Friday, September 27, 2024
Puzzles #681, #682 & #683 - More Showcase Backlog (Kurodoko, Tapa-Like Loop, Rail Pool)
Continuing the backlog, these were some of my entries for The Sixty Second Logic Showcase, where the prompt was to make a good puzzle that the median solver would take... sixty seconds on. I'm really happy with everything I made for this showcase, but in hindsight I should have attempted a more scattershot approach for estimating timing, as I misjudged where the median would be. All of my estimates were spot on relative to each other, but they were also about 50 to 60 percent longer than I had guessed, from assuming a larger overlap with logic race. Due to the combined scoring on votes and timing, and the timing component being a quadratic decay instead of a linear decay like I had misread, I placed very poorly in the final rankings despite doing pretty well in the unranked votes only ranks.
Anyway, onto the puzzles I submitted that I have one version of!
I started with a Kurodoko with what I hoped was an interesting logical theme. From my own timings I expected to hit about 1:10 with this which was close enough, but ended up at 1:50, and multiple people mentioning they got stuck after a couple opening steps. Unfortunate.
Since I thought that might be a bit long, I originally tried to aim smaller and stick to that logical theme idea with a 9x9 Tapa-Like Loop. 9x9 quickly didn't work for the theme I was going for, but loop puzzles can be speedy, so I was fine with going 11x11 if I thought the solve was straightforward. This one ended up being the closest to a minute timing-wise, but was still an overshoot.

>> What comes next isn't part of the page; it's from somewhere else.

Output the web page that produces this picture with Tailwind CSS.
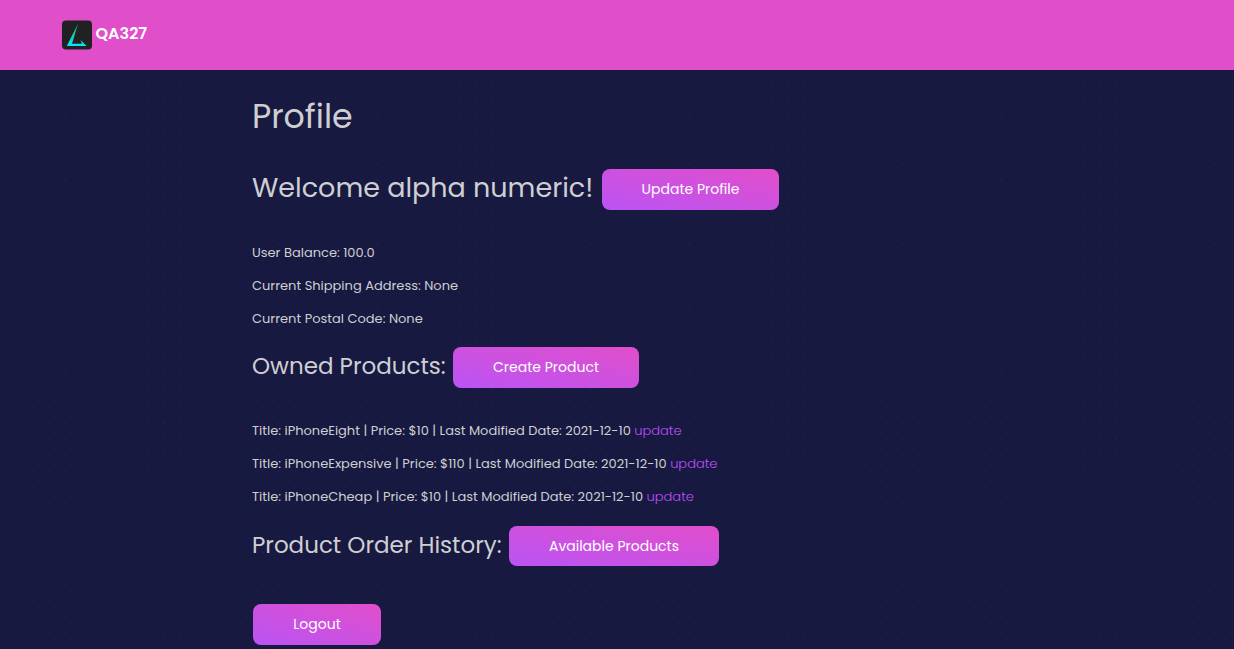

My last puzzle and again an attempt to go easier was a 62 themed Rail Pool. This was the puzzle I was the most off-estimate for, since it's a less common type and thus the median solver has to take longer to find more common steps. I don't think it's a coincidence some of the closest puzzles were extremely common types, but again I don't regret trying something a bit more out there. Perhaps I should have gone even further in the obscure direction and made a 7x7 or something? Somehow, this is the first time I actually made a Rail Pool, too.